[START AVAILABLE DATA]

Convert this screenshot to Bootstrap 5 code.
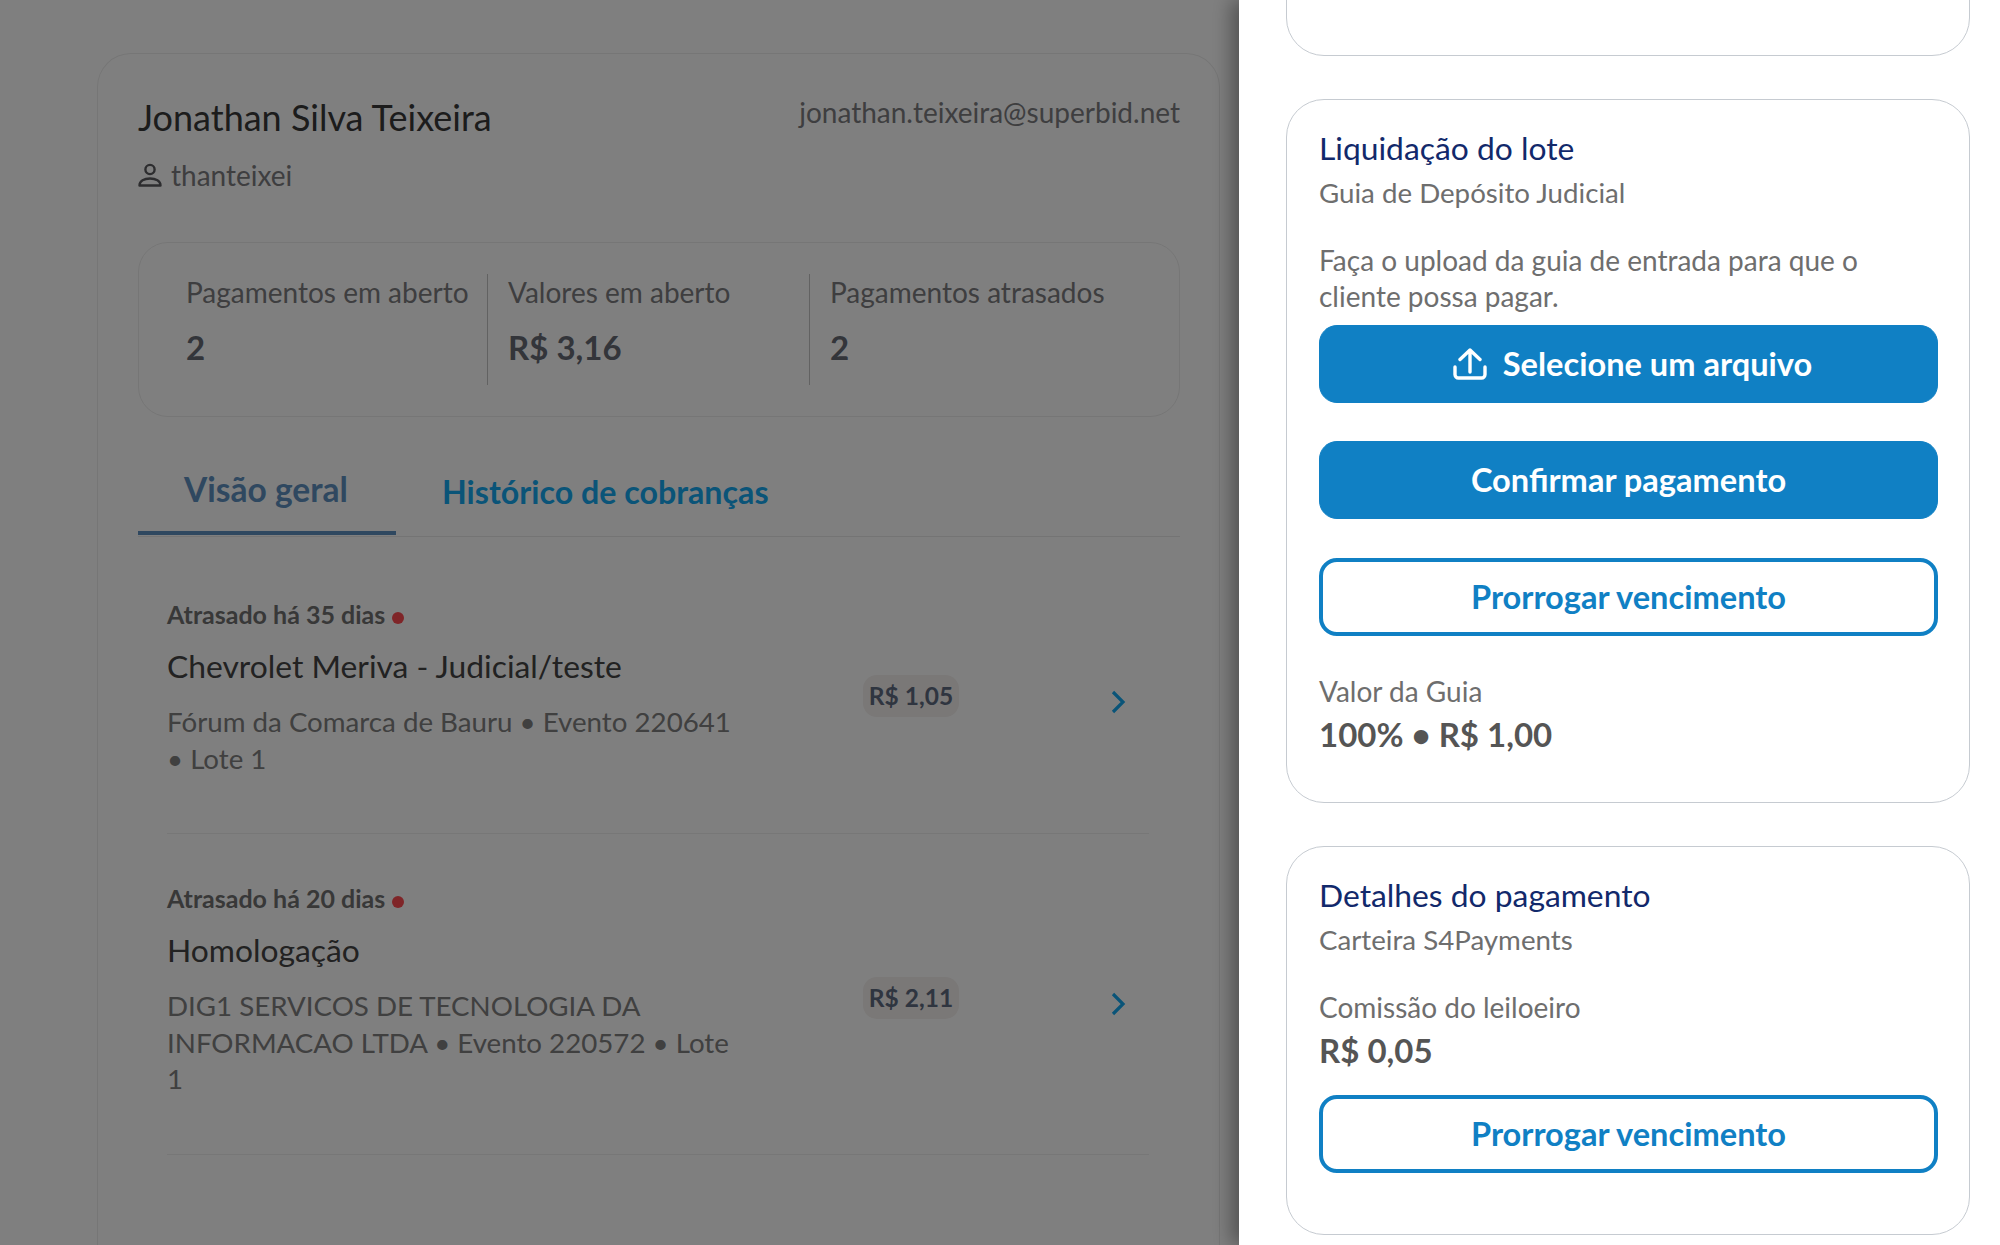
<!DOCTYPE html>
<html lang="pt-BR">
<head>
  <meta charset="UTF-8">
  <meta name="viewport" content="width=device-width, initial-scale=1.0">
  <title>Cobranças</title>
  <link rel="stylesheet" href="https://cdn.jsdelivr.net/npm/bootstrap@5.3.0/dist/css/bootstrap.min.css">
  <style>
    body { height: 1245px; overflow: hidden; background: #fff; font-family: "Lato", "Noto Sans", sans-serif; font-size: 26px; }

    /* fundo */
    .page-wrap { height: 1245px; overflow: hidden; padding: 53px 0 0 97px; }
    .user-card { width: 1123px; height: 1192px; overflow: hidden; border: 1px solid #ececec; border-bottom: 0; border-radius: 34px 34px 0 0; padding: 40px 39px 0 40px; background: transparent; }
    .user-name { font-size: 36px; line-height: 46px; color: #383838; }
    .user-mail { font-size: 28px; line-height: 36px; color: #7c7c80; }
    .user-login { font-size: 28px; line-height: 36px; color: #7c7c80; margin-top: 17px; }
    .user-login svg { margin-right: 9px; }
    .stats-box { margin-top: 49px; height: 175px; border: 1px solid #ececec; border-radius: 30px; padding: 31px 0 0 27px; }
    .stat-col { width: 322px; height: 111px; padding-left: 20px; border-right: 1px solid #c4c4c4; }
    .stat-col.no-line { border-right: 0; }
    .stat-label { font-size: 28px; line-height: 36px; color: #7c7c80; }
    .stat-value { font-size: 33px; line-height: 40px; font-weight: 700; color: #666a74; margin-top: 17px; }
    .tabs-bar { margin-top: 33px; border-bottom: 1px solid #e8e8e8; }
    .tabs-bar .nav-link { font-size: 32.200px; line-height: 40px; font-weight: 700; padding: 22px 0 0 46px; color: #14a8f0; }
    .tabs-bar .nav-link.active { width: 258px; font-size: 33.500px; padding: 19px 0 22px 46px; color: #5e90c0; border-bottom: 4px solid #5e90c0; margin-bottom: 1px; }

    .charge-row { margin: 0 31px 0 29px; padding-bottom: 56px; border-bottom: 1px solid #eee; }
    .charge-row.first { margin-top: 62px; }
    .charge-row.next { margin-top: 49px; }
    .charge-text { width: 696px; }
    .charge-status { font-size: 25px; line-height: 30px; font-weight: 700; color: #707070; }
    .status-dot { display: inline-block; width: 12px; height: 12px; border-radius: 50%; background: #ff4a50; margin-left: 1px; }
    .charge-title { font-size: 31.800px; line-height: 40px; color: #444; margin-top: 17px; }
    .charge-desc { font-size: 27.700px; line-height: 36.500px; color: #808080; margin-top: 18px; }
    .price-tag { width: 96px; height: 42px; border-radius: 14px; background: #f4f0ee; color: #5e6a80; font-size: 24.500px; font-weight: 700; margin-top: 16px; }
    .charge-arrow { margin: 27px 0 0 152px; }

    /* painel */
    .side-panel.offcanvas { --bs-offcanvas-width: 761px; border-left: 0; box-shadow: -8px 0 18px rgba(0,0,0,.35); }
    .page-shade.offcanvas-backdrop { opacity: .5; background: #000; }
    .panel-body { padding: 0 30px 0 47px; overflow: hidden; gap: 43px; }
    .info-card { border: 1.5px solid #c6cbd1; border-radius: 38px; padding: 28px 31px 0 32px; }
    .info-card.stub { height: 96px; margin-top: -40px; flex: none; }
    .info-card.pay-guide { height: 704px; flex: none; }
    .info-card.pay-details { height: 389px; flex: none; }
    .info-title { font-size: 31.800px; line-height: 40px; color: #12296b; }
    .info-sub { font-size: 27.700px; line-height: 36px; color: #6e6e6e; margin-top: 7px; }
    .info-text { font-size: 28px; line-height: 36px; color: #6e6e6e; margin-top: 31px; }
    .info-label { font-size: 28px; line-height: 36px; color: #6e6e6e; }
    .info-label.after-btn { margin-top: 37px; }
    .info-value { font-size: 33px; line-height: 40px; font-weight: 700; color: #555; margin-top: 5px; }
    .action-btn { height: 78px; border-radius: 18px; font-size: 32.600px; font-weight: 700; --bs-btn-bg: #1080c4; --bs-btn-border-color: #1080c4; --bs-btn-color: #fff; }
    .action-btn.ghost { --bs-btn-bg: #fff; --bs-btn-color: #1080c4; border-width: 4px; }
    .first-btn { margin-top: 11px; padding-left: 20px; }
    .gap-btn { margin-top: 38px; }
    .gap-btn.ghost { margin-top: 39px; }
    .last-btn { margin-top: 25px; }
    .upload-icon { margin-right: 16px; }
  </style>
</head>
<body>

  <div class="page-wrap">
    <div class="card user-card">
      <div class="d-flex justify-content-between align-items-start">
        <div class="user-name">Jonathan Silva Teixeira</div>
        <div class="user-mail">jonathan.teixeira@superbid.net</div>
      </div>
      <div class="user-login d-flex align-items-center">
        <svg width="24" height="24" viewBox="0 0 24 24" fill="none" stroke="#5a5a5e" stroke-width="2.4"><circle cx="12" cy="6.500" r="4.600"/><path d="M1.500 22.500c0-4.400 4.700-7 10.500-7s10.500 2.600 10.500 7z" stroke-linejoin="round"/></svg>
        <span>thanteixei</span>
      </div>

      <div class="stats-box d-flex">
        <div class="stat-col">
          <div class="stat-label">Pagamentos em aberto</div>
          <div class="stat-value">2</div>
        </div>
        <div class="stat-col">
          <div class="stat-label">Valores em aberto</div>
          <div class="stat-value">R$ 3,16</div>
        </div>
        <div class="stat-col no-line">
          <div class="stat-label">Pagamentos atrasados</div>
          <div class="stat-value">2</div>
        </div>
      </div>

      <nav class="nav tabs-bar">
        <a class="nav-link active" href="#">Visão geral</a>
        <a class="nav-link" href="#">Histórico de cobranças</a>
      </nav>

      <div class="charge-row first d-flex align-items-center">
        <div class="charge-text">
          <div class="charge-status">Atrasado há 35 dias <span class="status-dot"></span></div>
          <div class="charge-title">Chevrolet Meriva - Judicial/teste</div>
          <div class="charge-desc">Fórum da Comarca de Bauru • Evento 220641<br>• Lote 1</div>
        </div>
        <div class="price-tag d-flex align-items-center justify-content-center">R$ 1,05</div>
        <svg class="charge-arrow" width="15" height="24" viewBox="0 0 15 24" fill="none" stroke="#14a8f0" stroke-width="3.2"><path d="M2 2l10 10-10 10"/></svg>
      </div>

      <div class="charge-row next d-flex align-items-center">
        <div class="charge-text">
          <div class="charge-status">Atrasado há 20 dias <span class="status-dot"></span></div>
          <div class="charge-title">Homologação</div>
          <div class="charge-desc">DIG1 SERVICOS DE TECNOLOGIA DA<br>INFORMACAO LTDA • Evento 220572 • Lote<br>1</div>
        </div>
        <div class="price-tag d-flex align-items-center justify-content-center">R$ 2,11</div>
        <svg class="charge-arrow" width="15" height="24" viewBox="0 0 15 24" fill="none" stroke="#14a8f0" stroke-width="3.2"><path d="M2 2l10 10-10 10"/></svg>
      </div>
    </div>
  </div>

  <div class="offcanvas-backdrop show page-shade"></div>

  <div class="offcanvas offcanvas-end show side-panel" tabindex="-1" data-bs-backdrop="false">
    <div class="offcanvas-body panel-body d-flex flex-column">
      <div class="card info-card stub"></div>

      <div class="card info-card pay-guide">
        <div class="info-title">Liquidação do lote</div>
        <div class="info-sub">Guia de Depósito Judicial</div>
        <div class="info-text">Faça o upload da guia de entrada para que o<br>cliente possa pagar.</div>
        <button class="btn action-btn first-btn w-100 d-flex align-items-center justify-content-center">
          <svg class="upload-icon" width="34" height="32" viewBox="0 0 34 32" fill="none" stroke="#fff" stroke-width="3.4" stroke-linecap="round" stroke-linejoin="round"><path d="M2 19v7.500a3.500 3.500 0 0 0 3.500 3.500h23a3.500 3.500 0 0 0 3.500-3.500V19"/><path d="M17 24V2M7 11.500L17 2l10 9.500"/></svg>
          Selecione um arquivo
        </button>
        <button class="btn action-btn w-100 gap-btn">Confirmar pagamento</button>
        <button class="btn action-btn ghost w-100 gap-btn">Prorrogar vencimento</button>
        <div class="info-label after-btn">Valor da Guia</div>
        <div class="info-value">100% • R$ 1,00</div>
      </div>

      <div class="card info-card pay-details">
        <div class="info-title">Detalhes do pagamento</div>
        <div class="info-sub">Carteira S4Payments</div>
        <div class="info-label info-text">Comissão do leiloeiro</div>
        <div class="info-value">R$ 0,05</div>
        <button class="btn action-btn ghost w-100 last-btn">Prorrogar vencimento</button>
      </div>
    </div>
  </div>

  <script src="https://cdn.jsdelivr.net/npm/bootstrap@5.3.0/dist/js/bootstrap.bundle.min.js"></script>
</body>
</html>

[END AVAILABLE DATA]

§ DIRECTIONS FOR THIS TASK: From the first line of the material down to the line containing "hidden; background: #fff;", inclusive, return each line exactly, skipping any picture.

§ SOLUTION FOR THIS EXERCISE:
Convert this screenshot to Bootstrap 5 code.
<!DOCTYPE html>
<html lang="pt-BR">
<head>
  <meta charset="UTF-8">
  <meta name="viewport" content="width=device-width, initial-scale=1.0">
  <title>Cobranças</title>
  <link rel="stylesheet" href="https://cdn.jsdelivr.net/npm/bootstrap@5.3.0/dist/css/bootstrap.min.css">
  <style>
    body { height: 1245px; overflow: hidden; background: #fff; font-family: "Lato", "Noto Sans", sans-serif; font-size: 26px; }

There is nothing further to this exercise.